> _Provided data_
———
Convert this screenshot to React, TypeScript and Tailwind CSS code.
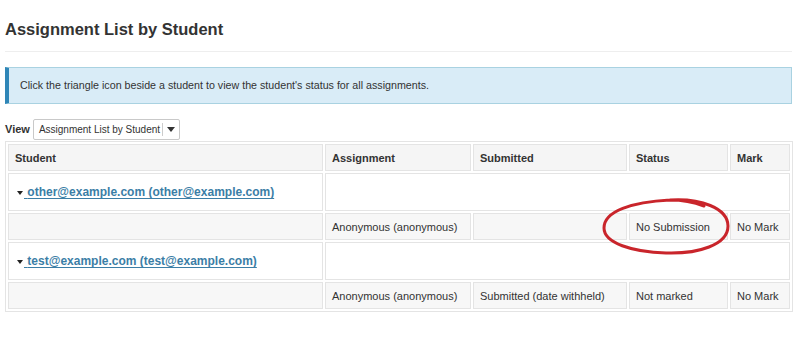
import React from "react";

const students = [
  {
    name: "other@example.com (other@example.com)",
    rows: [
      {
        assignment: "Anonymous (anonymous)",
        submitted: "",
        status: "No Submission",
        mark: "No Mark",
      },
    ],
  },
  {
    name: "test@example.com (test@example.com)",
    rows: [
      {
        assignment: "Anonymous (anonymous)",
        submitted: "Submitted (date withheld)",
        status: "Not marked",
        mark: "No Mark",
      },
    ],
  },
];

const cell = "border border-[#e4e4e4] px-[6px] py-0 align-middle";

export default function App() {
  return (
    <div className="relative w-[800px] h-[338px] bg-white text-[#333] font-['Liberation_Sans',Arial,sans-serif] px-[5px] pt-[19px] overflow-hidden">
      <h1 className="text-[16.5px] font-bold leading-[20px] text-[#333] pb-[12px] border-b border-[#eeeeee] mr-[3px]">
        Assignment List by Student
      </h1>

      <div className="mt-[15px] mr-[3px] h-[37px] flex items-center bg-[#d9ecf7] border border-[#a9d2e1] border-l-[4px] border-l-[#2f86b7] pl-[11px] text-[10.7px]">
        Click the triangle icon beside a student to view the student's status for all assignments.
      </div>

      <div className="mt-[15px] flex items-center gap-[3px]">
        <span className="text-[11px] font-bold">View</span>
        <div className="h-[21px] w-[147px] flex items-center border border-[#c9c9c9] rounded-[2px] bg-white text-[10px] whitespace-nowrap">
          <span className="pl-[5px] flex-1">Assignment List by Student</span>
          <span className="h-[13px] w-px bg-[#cccccc]" />
          <span className="w-[16px] flex justify-center">
            <svg width="8" height="5" viewBox="0 0 8 5">
              <path d="M0 0h8L4 5z" fill="#333" />
            </svg>
          </span>
        </div>
      </div>

      <table className="mt-[1px] w-[788px] border border-[#e4e4e4] border-separate border-spacing-[2px] text-[11px] leading-[14px]">
        <thead>
          <tr className="h-[27px]">
            <th className={`${cell} bg-[#f5f5f5] text-left font-bold w-[315px]`}>Student</th>
            <th className={`${cell} bg-[#f5f5f5] text-left font-bold w-[146px]`}>Assignment</th>
            <th className={`${cell} bg-[#f5f5f5] text-left font-bold w-[154px]`}>Submitted</th>
            <th className={`${cell} bg-[#f5f5f5] text-left font-bold w-[99px]`}>Status</th>
            <th className={`${cell} bg-[#f5f5f5] text-left font-bold`}>Mark</th>
          </tr>
        </thead>
        <tbody>
          {students.map((s) => (
            <React.Fragment key={s.name}>
              <tr className="h-[38px]">
                <td className={`${cell} pl-[8px]`}>
                  <span className="text-[12px] font-bold whitespace-nowrap">
                    <svg width="6" height="4" viewBox="0 0 6 4" className="inline-block align-middle mr-[1px]">
                      <path d="M0 0h6L3 4z" fill="#222" />
                    </svg>
                    <a href="#" className="text-[#3b7ea6] underline underline-offset-[2px]">
                      {"\u00a0"}
                      {s.name}
                    </a>
                  </span>
                </td>
                <td className={cell} colSpan={4} />
              </tr>
              {s.rows.map((r, i) => (
                <tr key={i} className="h-[27px] bg-[#f7f7f7]">
                  <td className={cell} />
                  <td className={cell}>{r.assignment}</td>
                  <td className={cell}>{r.submitted}</td>
                  <td className={cell}>{r.status}</td>
                  <td className={cell}>{r.mark}</td>
                </tr>
              ))}
            </React.Fragment>
          ))}
        </tbody>
      </table>

      <svg
        className="absolute left-[598px] top-[195px] pointer-events-none"
        width="136"
        height="64"
        viewBox="0 0 136 64"
      >
        <path
          d="M72 5 C102 3 130 13 130 31 C130 50 100 59 68 58 C34 57 6 48 6 33 C6 16 34 7 72 5 C86 5 98 8 106 11"
          fill="none"
          stroke="#c9252b"
          strokeWidth="3"
          strokeLinecap="round"
        />
      </svg>
    </div>
  );
}
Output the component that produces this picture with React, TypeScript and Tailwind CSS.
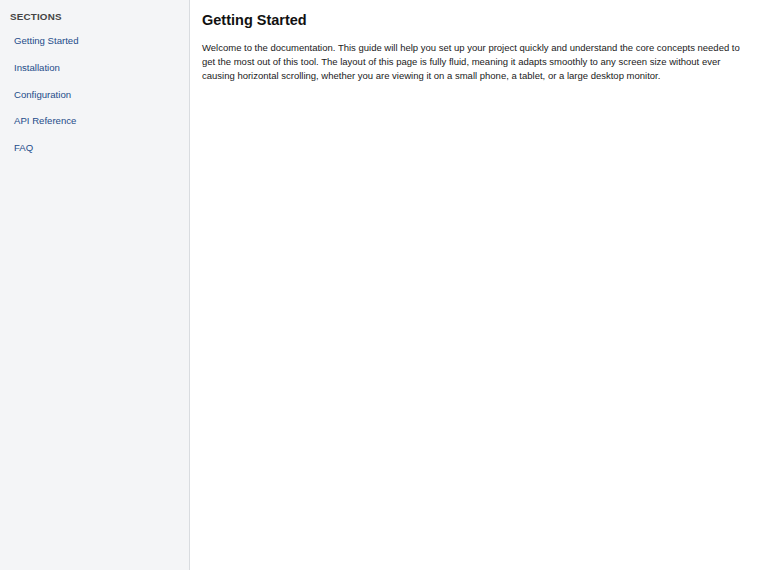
const sections = [
  "Getting Started",
  "Installation",
  "Configuration",
  "API Reference",
  "FAQ",
];

export default function App() {
  return (
    <div className="flex h-[570px] w-full font-['Liberation_Sans',Arial,sans-serif] bg-white">
      <aside className="w-[190px] shrink-0 bg-[#f4f5f7] border-r border-[#d9dce0] px-[10px] pt-[11px]">
        <h3 className="text-[9.8px] leading-[12px] font-bold uppercase tracking-[0.2px] text-[#444] mb-[5px]">
          Sections
        </h3>
        <ul>
          {sections.map((s) => (
            <li key={s}>
              <a
                href="#"
                className="block px-[4px] py-[6px] text-[9.6px] leading-[14.75px] text-[#1d4c8a]"
              >
                {s}
              </a>
            </li>
          ))}
        </ul>
      </aside>
      <main className="flex-1 px-[12px] py-[10px]">
        <h1 className="text-[14.5px] leading-[20px] font-bold text-[#111]">
          Getting Started
        </h1>
        <p className="mt-[11px] text-[9.5px] leading-[14px] text-[#1a1a1a]">
          Welcome to the documentation. This guide will help you set up your
          project quickly and understand the core concepts needed to get the
          most out of this tool. The layout of this page is fully fluid,
          meaning it adapts smoothly to any screen size without ever causing
          horizontal scrolling, whether you are viewing it on a small phone, a
          tablet, or a large desktop monitor.
        </p>
      </main>
    </div>
  );
}
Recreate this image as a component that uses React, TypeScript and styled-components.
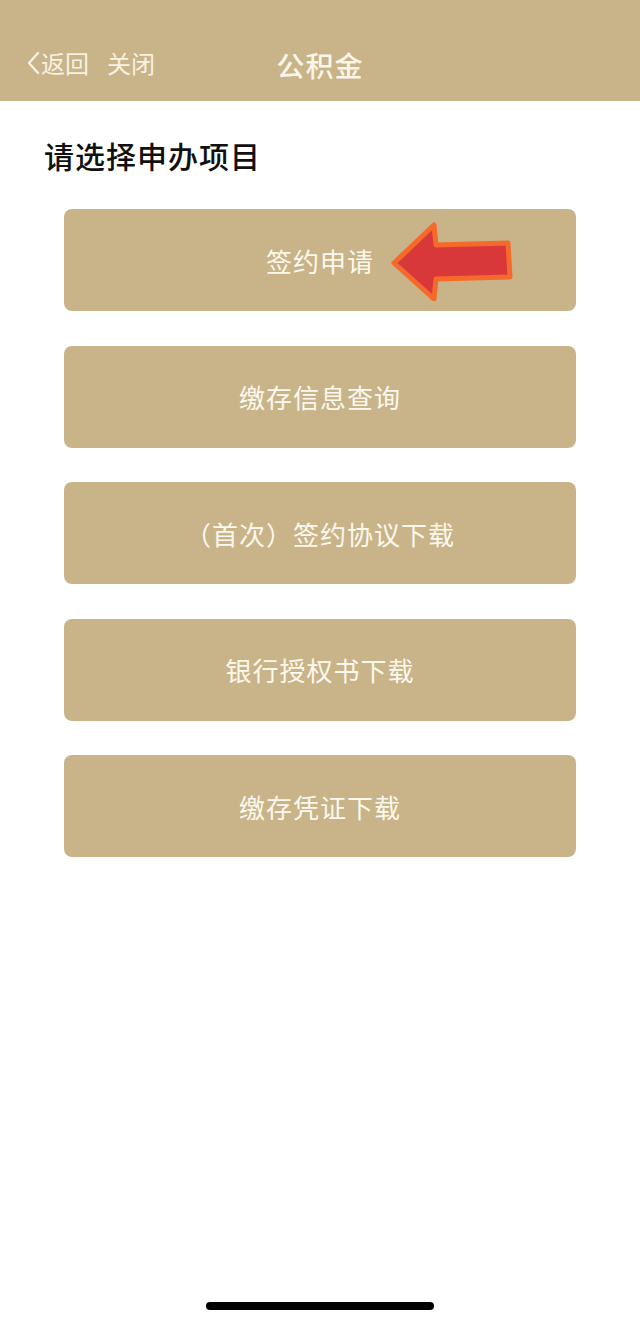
import React from 'react';
import styled, { createGlobalStyle } from 'styled-components';

const GlobalStyle = createGlobalStyle`
    html, body {
        margin: 0;
        padding: 0;
        background: #ffffff;
    }
    body {
        font-family: "Noto Sans CJK SC", "Noto Sans", sans-serif;
    }
`;

const Styled = {
    Page: styled.div`
        width: 640px;
        height: 1324px;
        display: flex;
        flex-direction: column;
        background: #ffffff;
        overflow: hidden;
    `,
    Header: styled.header`
        position: relative;
        height: 101px;
        background-color: #c8b488;
        display: flex;
        align-items: center;
        justify-content: center;
        padding-top: 28px;
        box-sizing: border-box;
    `,
    NavLeft: styled.div`
        position: absolute;
        left: 26px;
        top: 45px;
        display: flex;
        align-items: center;
        gap: 18px;
        color: #f7f1e2;
        font-size: 24px;
    `,
    NavLink: styled.span`
        display: flex;
        align-items: center;
        gap: 1px;
    `,
    Title: styled.h1`
        margin: 0;
        color: #fbf6ea;
        font-size: 28px;
        font-weight: 500;
        letter-spacing: 1px;
    `,
    Content: styled.main`
        flex: 1;
        display: flex;
        flex-direction: column;
        padding: 34px 64px 0;
    `,
    Heading: styled.h2`
        margin: 0 0 34px -20px;
        font-size: 30px;
        font-weight: 500;
        color: #111111;
        letter-spacing: 1px;
        line-height: 40px;
    `,
    List: styled.div`
        display: flex;
        flex-direction: column;
        gap: 34.5px;
    `,
    Item: styled.button`
        position: relative;
        height: 102px;
        border: none;
        border-radius: 8px;
        background-color: #c8b488;
        color: #fcf8ee;
        font-family: inherit;
        font-size: 26px;
        letter-spacing: 1px;
        display: flex;
        align-items: center;
        justify-content: center;
        padding: 0;
    `,
    Arrow: styled.svg`
        position: absolute;
        left: 326px;
        top: 12px;
        width: 124px;
        height: 80px;
    `,
    HomeBar: styled.div`
        width: 228px;
        height: 8px;
        border-radius: 4px;
        background: #000000;
        margin: 0 auto 14px;
    `,
};

const items = ['签约申请', '缴存信息查询', '（首次）签约协议下载', '银行授权书下载', '缴存凭证下载'];

const App: React.FC = () => {
    return (
        <>
            <GlobalStyle />
            <Styled.Page>
                <Styled.Header>
                    <Styled.NavLeft>
                        <Styled.NavLink>
                            <svg width="14" height="24" viewBox="0 0 14 24">
                                <path d="M12 2 L3 12 L12 22" fill="none" stroke="#f7f1e2" strokeWidth="2.4" strokeLinecap="round" strokeLinejoin="round" />
                            </svg>
                            返回
                        </Styled.NavLink>
                        <Styled.NavLink>关闭</Styled.NavLink>
                    </Styled.NavLeft>
                    <Styled.Title>公积金</Styled.Title>
                </Styled.Header>
                <Styled.Content>
                    <Styled.Heading>请选择申办项目</Styled.Heading>
                    <Styled.List>
                        {items.map((label, i) => (
                            <Styled.Item key={label}>
                                {label}
                                {i === 0 && (
                                    <Styled.Arrow viewBox="0 0 124 80">
                                        <path
                                            d="M4 42 L44 4 L46 24 L118 22 L120 56 L46 58 L44 78 Z"
                                            fill="#d9383a"
                                            stroke="#f56a2a"
                                            strokeWidth="5"
                                            strokeLinejoin="round"
                                        />
                                    </Styled.Arrow>
                                )}
                            </Styled.Item>
                        ))}
                    </Styled.List>
                </Styled.Content>
                <Styled.HomeBar />
            </Styled.Page>
        </>
    );
};

export default App;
———
> _Task brief_
Select every line of the records holding the string "that".

> _Task response_
Output the component that produces this picture with React, TypeScript and Tailwind CSS.
Recreate this image as a component that uses React, TypeScript and styled-components.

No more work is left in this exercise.